Early on, Colorado Central Telecom worked with Sangre de Cristo Electric Association to scope the $435,000 project ($326,000 in grants plus more than $108,000 in matching funds) to ride existing utility poles. The goal was to provide broadband and wireless cell phone coverage for Chalk Creek Canyon, a popular area for tourists and residents but with little communications access.

 

Hopes and energy were initially high. Project Manager Shannon Harness spent seven days in early May walking the entire length of the rugged canyon, charting the route to add fiber for wireless access to existing electric poles. Just as the work crews were about to begin the physical installation, bad news arrived from Sangre de Cristo.

 

“We learned we would have to get agreements with every single property owner along the entire stretch of the canyon (in order) to use the poles to provide broadband coverage in Chalk Creek Canyon,” said Ramsey. “That’s 58 owners, many of them trusts where the owners’ names aren’t known. It would take the entire two years allowed for the grant funding just to try to find them and work out individual agreements.”

 

Ramsey is referring to an approval process called perfection of easements. “This means that while Sangre de Cristo has the right to provide services on their poles, apparently they can’t legally offer to run just anything else along their easement.”

 

The broadband grant has a two-year deadline for completing the infrastructure. “It was already a huge undertaking, but with the easement hurdle, even a handful of people who say ‘no’ can stop everything,” said Ramsey. “So we had to move to dissolve the grant, and I needed to notify the state. We’re trying to look at other options. We’re getting costs to do trench fiber up the road, for instance. But with the kind of flooding that canyon can get …” Her voice trailed off.

 

CCT attended the industry’s Mountain Connect Conference this summer and learned about other companies facing similar issues. The area around Telluride, for example, is also dealing with broadband access issues, and Ramsey hopes solutions will emerge.

 

CCT filed the broadband fund application in the fall of 2017. “We had only 10 days or so to get the application in, so there wasn’t much time then to do in-depth legal work ahead of time,” said Ramsey. “We’ve never run into these easement problems before; in Buena Vista our fiber runs in the town right-of-way. I don’t blame Sangre de Cristo Electric Association – we just didn’t anticipate something like this and now we appreciate the amount of effort it will take to get the easements sorted out.

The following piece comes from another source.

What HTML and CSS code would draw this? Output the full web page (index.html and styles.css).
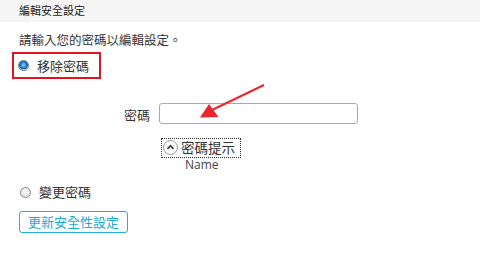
FILE: index.html
```html
<!DOCTYPE html>
<html>
<head>
<meta charset="utf-8">
<link rel="stylesheet" href="styles.css">
</head>
<body>
<div class="header">編輯安全設定</div>
<div class="content">
  <div class="intro">請輸入您的密碼以編輯設定。</div>
  <div class="option selected">
    <span class="radio on"></span><span class="opt-label">移除密碼</span>
  </div>
  <div class="pw-row">
    <span class="pw-label">密碼</span>
    <span class="pw-input"></span>
  </div>
  <div class="hint-row">
    <span class="hint-btn"><span class="hint-icon"><svg width="11" height="11" viewBox="0 0 11 11"><path d="M2.5 6.8 L5.5 3.8 L8.5 6.8" fill="none" stroke="#444" stroke-width="1.8"/></svg></span><span class="hint-text">密碼提示</span></span>
  </div>
  <div class="hint-name">Name</div>
  <div class="option second">
    <span class="radio"></span><span class="opt-label">變更密碼</span>
  </div>
  <div class="btn">更新安全性設定</div>
</div>
<svg class="arrow" width="480" height="276" viewBox="0 0 480 276">
  <line x1="264" y1="85" x2="212" y2="110" stroke="#e8262c" stroke-width="2"/>
  <polygon points="200,117.5 218.5,117 209,104" fill="#e8262c"/>
</svg>
</body>
</html>
```
FILE: styles.css
```css
html, body { margin: 0; padding: 0; background: #fff; }
body {
  width: 480px; height: 276px; overflow: hidden; position: relative;
  font-family: "Open Sans", "Noto Sans CJK TC", sans-serif;
  color: #333;
}
.header {
  height: 22px; background: #f5f5f5; padding-left: 19px;
  font-size: 11px; line-height: 21px; color: #222;
}
.content { padding-left: 19px; }
.intro { margin-top: 10px; font-size: 12.5px; line-height: 18px; height: 18px; color: #333; }
.option { display: flex; align-items: center; }
.option.selected {
  margin-left: -7px; margin-top: 2px; width: 81px; height: 23px;
  border: 2px solid #e3141f; padding-left: 4px;
}
.radio {
  width: 9px; height: 9px; border-radius: 50%;
  border: 1px solid #8a8a8a;
  background: radial-gradient(circle at 50% 40%, #fff 0, #e6e6e6 60%, #c8c8c8 100%);
  flex: none;
}
.radio.on {
  background: radial-gradient(circle at 50% 45%, #8fd0ff 0, #1f7fd0 45%, #0d5aa5 60%, #dfe8f0 70%, #f4f4f4 100%);
  border-color: #6b7b8a;
}
.opt-label { margin-left: 8px; font-size: 13px; line-height: 20px; color: #333; }
.pw-row { display: flex; align-items: center; margin-top: 24px; height: 21px; }
.pw-label { width: 131px; text-align: right; font-size: 13px; padding-right: 9px; padding-top: 1px; }
.pw-input {
  width: 197px; height: 19px; border: 1px solid #aaa; border-radius: 3px; background: #fff;
}
.hint-row { margin-top: 12px; padding-left: 142px; height: 21px; }
.hint-btn {
  display: inline-flex; align-items: center; height: 18px; width: 78px;
  border: 1px dotted #333; box-sizing: content-box;
}
.hint-icon {
  width: 13px; height: 13px; border-radius: 50%; border: 1px solid #999;
  display: inline-flex; align-items: center; justify-content: center; margin-left: 1px;
  background: #fff;
}
.hint-text { margin-left: 3px; font-size: 13.5px; line-height: 18px; color: #333; }
.hint-name { padding-left: 166px; font-size: 12px; line-height: 15px; color: #444; margin-top: 0; }
.option.second { margin-top: 11px; height: 18px; }
.option.second .radio { margin-left: 1px; }
.btn {
  margin-top: 10px; width: 107px; height: 20px; border: 1px solid #22b1d8; border-radius: 3px;
  color: #22a9d3; font-size: 13px; line-height: 20px; text-align: center;
}
.arrow { position: absolute; left: 0; top: 0; pointer-events: none; }
```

It’s a daunting process. So we can’t get it done in two years.”

 

Broadband has been called the economic equalizer for the 21st century, comparable to the impact the 1930s rural electrification program made on the 20th century. Century Link, which receives substantial subsidies to extend broadband to rural communities, has been unable to resolve the access problem in rural Chaffee County or provide communications redundancy to protect from outages.

 

The broadband project would have served 257 households as well as the St. Elmo communications tower for Chaffee County Office of Emergency Services, U.S. Forest Service campgrounds and several recreational businesses, plus provide free public Wi-Fi access in downtown St. Elmo. Currently, CCT’s network extends only as far as Deer Valley Ranch, with no direct line of sight beyond that point from its existing towers at Frontier Ranch and Princeton low towers.

 

CCT says it is not giving up. “This is a significant setback, and it has put things on hold for the time being,” said Ramsey. “It’s disappointing because this is our mission – to reach communities that are unserved and underserved. We want to find a solution because this is the type of project we want to be working on. It’s why we’re here.”